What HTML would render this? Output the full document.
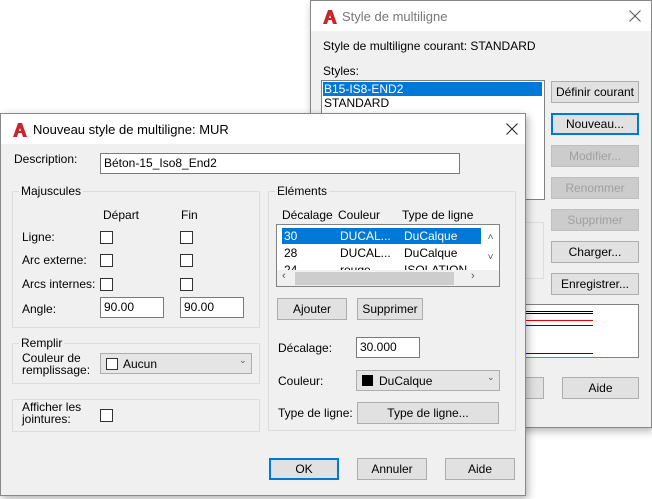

---

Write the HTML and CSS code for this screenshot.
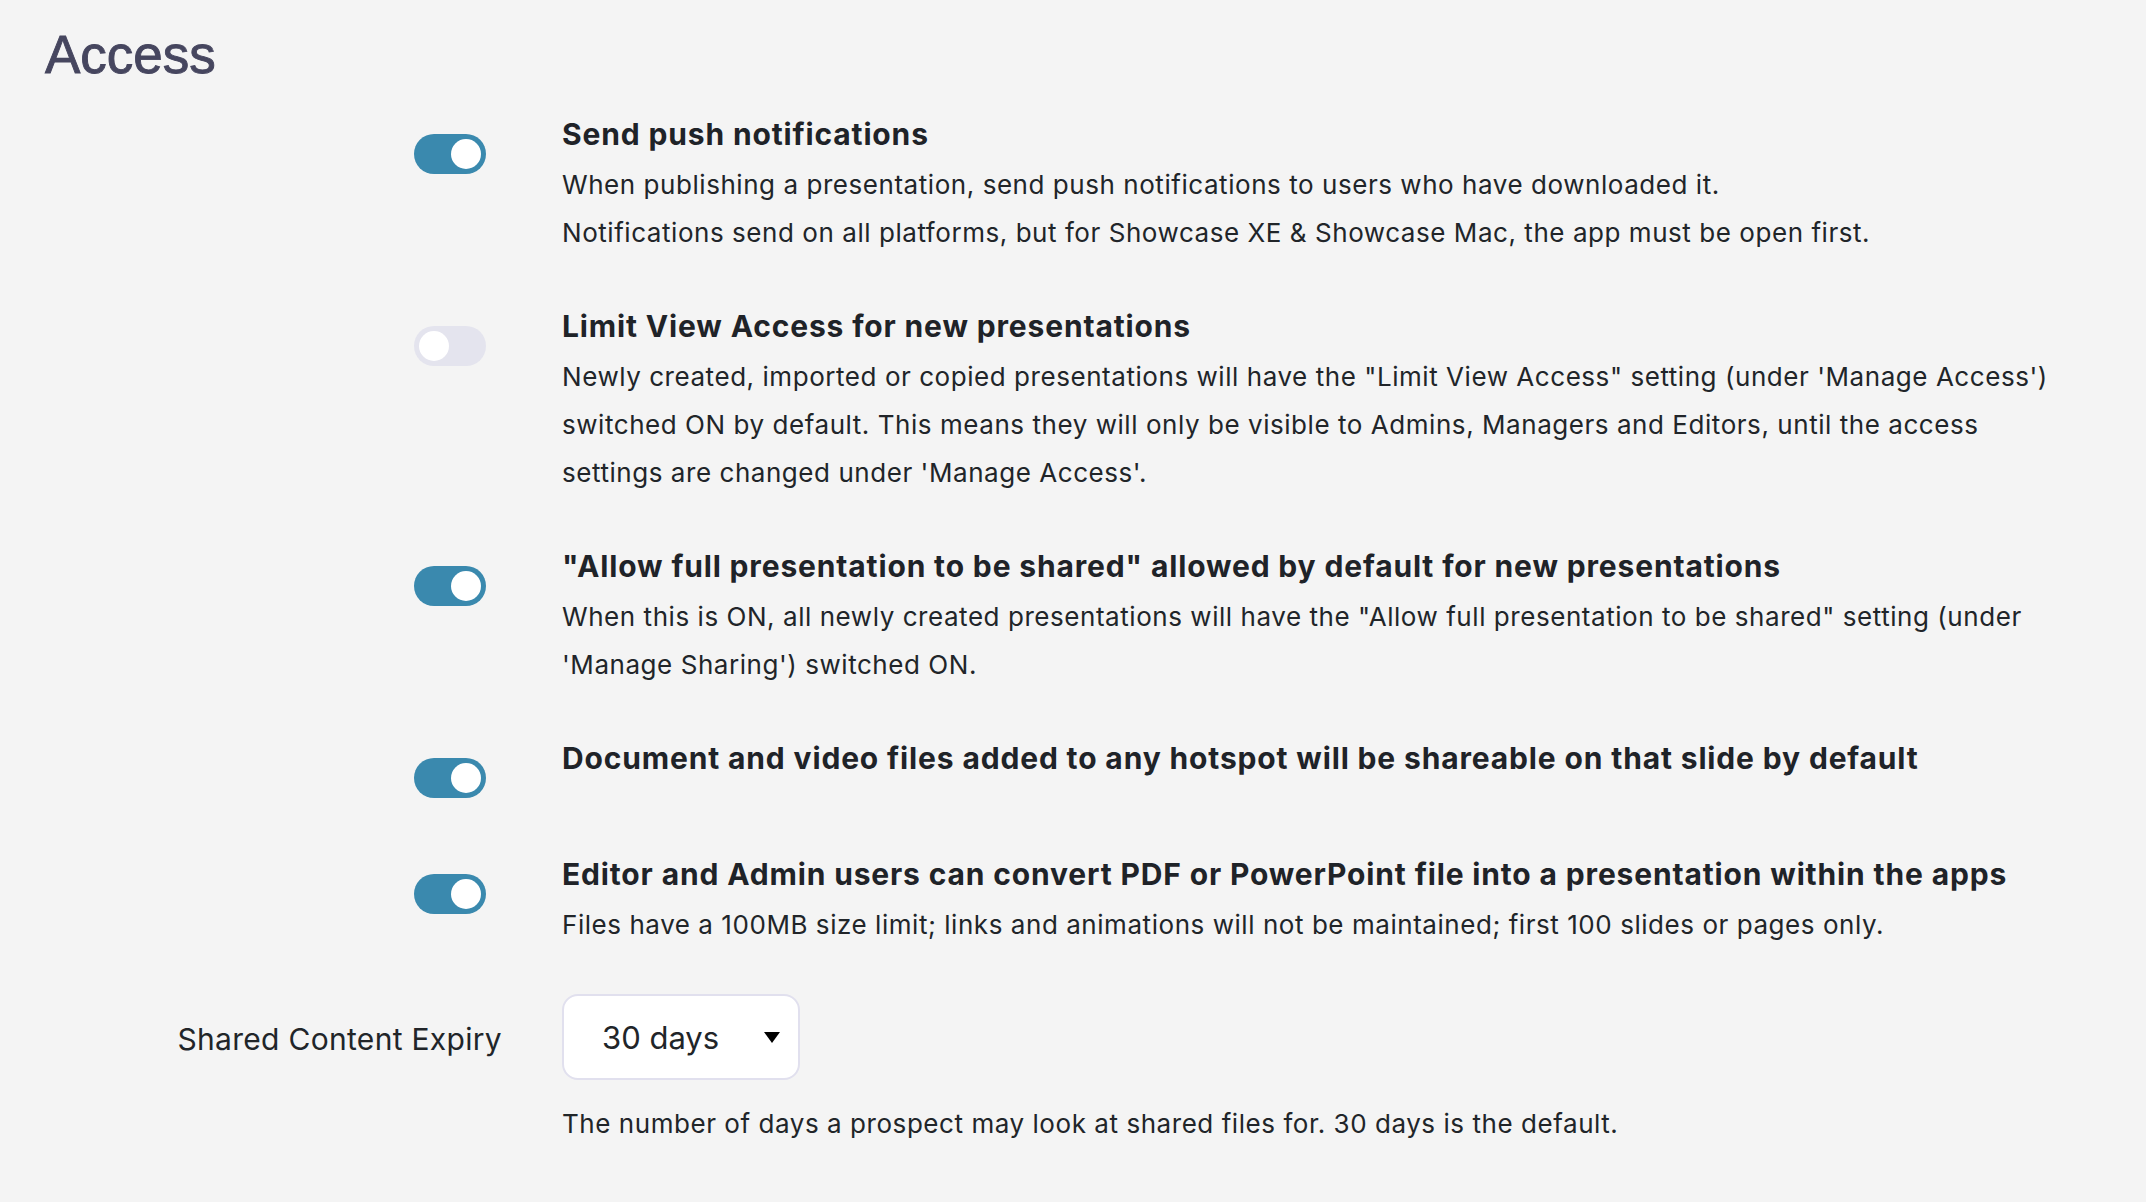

==

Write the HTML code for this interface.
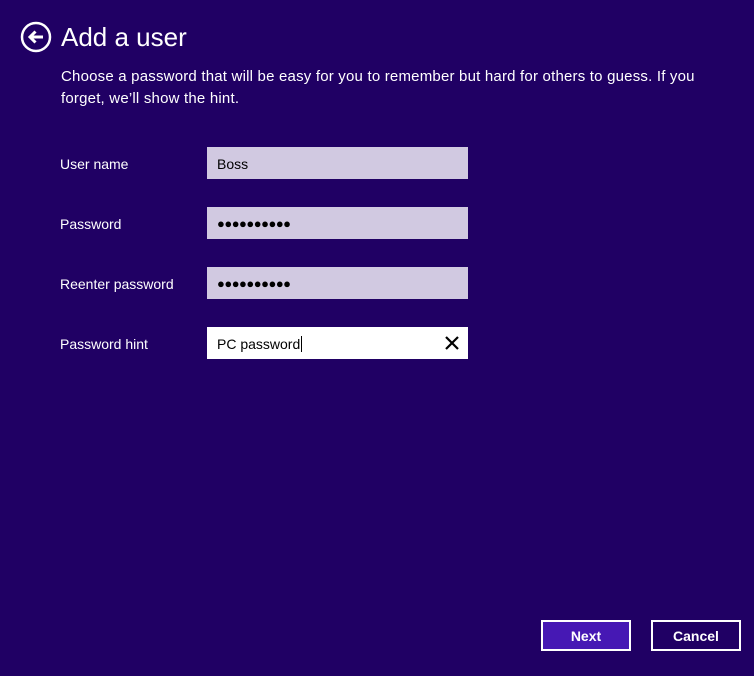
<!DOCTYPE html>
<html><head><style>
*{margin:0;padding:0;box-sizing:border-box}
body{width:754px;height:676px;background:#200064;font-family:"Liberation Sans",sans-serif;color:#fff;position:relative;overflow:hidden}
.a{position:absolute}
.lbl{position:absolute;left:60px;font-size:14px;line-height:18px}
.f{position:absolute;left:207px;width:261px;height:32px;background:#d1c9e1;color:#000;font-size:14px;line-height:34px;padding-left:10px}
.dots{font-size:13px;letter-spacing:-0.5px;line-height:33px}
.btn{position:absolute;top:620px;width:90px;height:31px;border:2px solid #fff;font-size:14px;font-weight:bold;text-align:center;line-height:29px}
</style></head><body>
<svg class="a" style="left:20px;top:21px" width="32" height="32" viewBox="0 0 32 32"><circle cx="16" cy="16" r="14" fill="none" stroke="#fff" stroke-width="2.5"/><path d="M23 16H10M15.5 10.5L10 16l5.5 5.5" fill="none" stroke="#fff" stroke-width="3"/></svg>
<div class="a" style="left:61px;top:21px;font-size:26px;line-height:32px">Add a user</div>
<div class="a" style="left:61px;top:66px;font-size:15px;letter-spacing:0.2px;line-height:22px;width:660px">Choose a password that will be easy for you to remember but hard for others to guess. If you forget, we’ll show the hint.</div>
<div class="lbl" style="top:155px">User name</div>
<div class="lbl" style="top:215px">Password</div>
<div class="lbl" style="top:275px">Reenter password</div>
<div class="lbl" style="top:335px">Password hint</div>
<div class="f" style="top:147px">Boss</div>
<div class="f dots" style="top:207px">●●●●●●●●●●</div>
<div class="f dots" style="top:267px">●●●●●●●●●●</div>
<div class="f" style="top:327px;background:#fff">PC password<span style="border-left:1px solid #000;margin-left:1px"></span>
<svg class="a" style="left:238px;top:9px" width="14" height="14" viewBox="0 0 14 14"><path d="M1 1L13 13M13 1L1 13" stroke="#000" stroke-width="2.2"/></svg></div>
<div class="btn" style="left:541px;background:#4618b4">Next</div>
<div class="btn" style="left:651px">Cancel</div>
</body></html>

Your objective:
Go through the material and copy out every line with "Write" in it.

Response below:
Write the HTML and CSS code for this screenshot.
Write the HTML code for this interface.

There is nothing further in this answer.